◆ EXERCISE AIM: All lines holding the string "index" are to be shown.
════
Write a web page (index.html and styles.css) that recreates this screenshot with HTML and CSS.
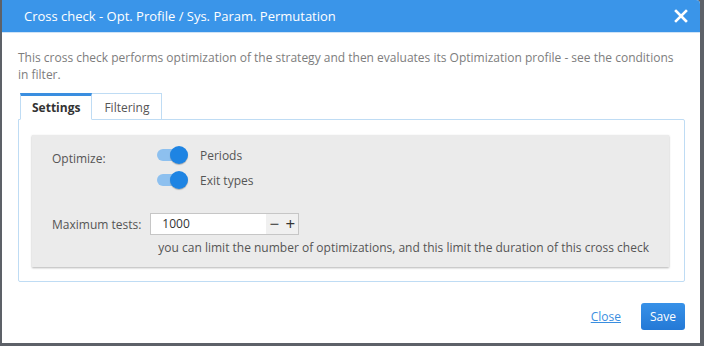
FILE: index.html
```html
<!DOCTYPE html>
<html lang="en">
<head>
    <meta charset="UTF-8">
    <title>Cross check</title>
    <link rel="stylesheet" href="styles.css">
</head>
<body>

<div class="modal">
    <div class="modal-header">
        <span class="modal-title">Cross check - Opt. Profile / Sys. Param. Permutation</span>
        <span class="modal-close">
            <svg width="14" height="14" viewBox="0 0 14 14"><path d="M2 2 L12 12 M12 2 L2 12" stroke="#fff" stroke-width="2.6" stroke-linecap="square"/></svg>
        </span>
    </div>

    <div class="modal-body">
        <p class="intro">This cross check performs optimization of the strategy and then evaluates its Optimization profile - see the conditions in filter.</p>

        <div class="tabs">
            <div class="tab active">Settings</div>
            <div class="tab">Filtering</div>
        </div>

        <div class="tab-pane">
            <div class="panel">
                <div class="row">
                    <div class="label">Optimize:</div>
                    <div class="switches">
                        <div class="switch-line"><span class="switch"><span class="knob"></span></span>Periods</div>
                        <div class="switch-line"><span class="switch"><span class="knob"></span></span>Exit types</div>
                    </div>
                </div>
                <div class="row tests-row">
                    <div class="label tests-label">Maximum tests:</div>
                    <div>
                        <div class="spinner">
                            <span class="spin-value">1000</span>
                            <span class="spin-btn">&minus;</span>
                            <span class="spin-btn">+</span>
                        </div>
                        <div class="hint">you can limit the number of optimizations, and this limit the duration of this cross check</div>
                    </div>
                </div>
            </div>
        </div>
    </div>

    <div class="modal-footer">
        <a href="#" class="close-link">Close</a>
        <button class="save-btn">Save</button>
    </div>
</div>

</body>
</html>
```

FILE: styles.css
```css
/* page */
body {
    margin: 0;
    background-color: #5d6168;
    font-family: "Open Sans", "Liberation Sans", sans-serif;
    font-size: 12px;
    height: 346px;
    overflow: hidden;
}

/* dialog */
.modal {
    margin-left: 2px;
    width: 698px;
    height: 343px;
    background-color: #fff;
    border-top-right-radius: 4px;
    display: flex;
    flex-direction: column;
}

.modal-header {
    height: 32px;
    background-color: #3a95e9;
    border-top-right-radius: 4px;
    display: flex;
    align-items: center;
    justify-content: space-between;
    padding: 0 12px 0 22px;
    border-bottom: 1px solid #cfe3f6;
}

.modal-title {
    color: #fff;
    font-size: 13px;
}

.modal-close {
    display: flex;
}

.modal-body {
    padding: 16px 15px 0 16px;
    flex: 1;
}

.intro {
    margin: 0;
    color: #7d7d7d;
    line-height: 17px;
}

/* tabs */
.tabs {
    display: flex;
    margin-top: 10px;
    margin-left: 2px;
}

.tab {
    padding: 5px 11px 2px 12px;
    color: #555;
    border: 1px solid #bfdcf4;
    border-bottom: none;
    border-left: none;
    height: 18px;
    line-height: 18px;
}

.tab.active {
    font-weight: bold;
    color: #333;
    border-top: 3px solid #3a8ee0;
    border-left: 1px solid #bfdcf4;
    padding: 3px 11px 2px 11px;
    border-bottom: 1px solid #fff;
    margin-bottom: -1px;
}

.tab-pane {
    border: 1px solid #bfdcf4;
    border-radius: 0 2px 2px 2px;
    padding: 15px 15px 14px 13px;
    height: 132px;
}

.panel {
    background-color: #ebebeb;
    box-shadow: 0 1px 2px rgba(0, 0, 0, 0.3);
    padding: 10px 20px 0 20px;
    height: 122px;
    color: #555;
}

.row {
    display: flex;
}

.label {
    width: 105px;
    padding-top: 5px;
    white-space: nowrap;
}

.switches {
    display: flex;
    flex-direction: column;
    gap: 5px;
}

.switch-line {
    display: flex;
    align-items: center;
    height: 20px;
}

.switch {
    position: relative;
    width: 27px;
    height: 12px;
    border-radius: 6px;
    background-color: #8dc0ef;
    margin-right: 16px;
}

.knob {
    position: absolute;
    right: -4px;
    top: -3px;
    width: 18px;
    height: 18px;
    border-radius: 50%;
    background-color: #1e84e3;
    box-shadow: 0 1px 1px rgba(0, 0, 0, 0.25);
}

.tests-row {
    margin-top: 23px;
}

.tests-label {
    width: 99px;
    padding-top: 3px;
}

.spinner {
    display: flex;
    width: 147px;
    height: 20px;
    border: 1px solid #c6c6c6;
    background-color: #fff;
}

.spin-value {
    flex: 1;
    padding-left: 11px;
    line-height: 20px;
    color: #333;
}

.spin-btn {
    width: 16px;
    background-color: #f0f0f0;
    text-align: center;
    font-size: 17px;
    line-height: 19px;
    color: #333;
}

.hint {
    margin: 4px 0 0 8px;
    line-height: 18px;
    white-space: nowrap;
}

/* footer */
.modal-footer {
    display: flex;
    justify-content: flex-end;
    align-items: center;
    padding: 0 15px 13px 0;
    gap: 20px;
}

.close-link {
    color: #3a8ee0;
    text-decoration: underline;
    font-size: 12px;
}

.save-btn {
    background: linear-gradient(#3791e8, #2479d6);
    color: #fff;
    border: none;
    border-radius: 3px;
    font-family: inherit;
    font-size: 12px;
    width: 44px;
    height: 27px;
}
```
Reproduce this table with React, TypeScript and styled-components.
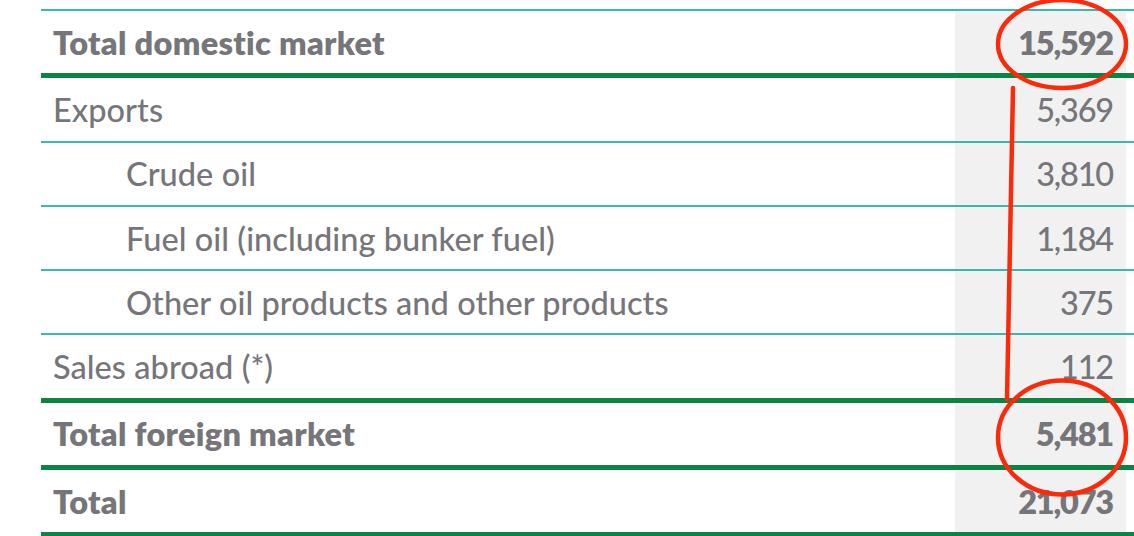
════
◆ FULL OUTPUT:
Write a web page (index.html and styles.css) that recreates this screenshot with HTML and CSS.
FILE: index.html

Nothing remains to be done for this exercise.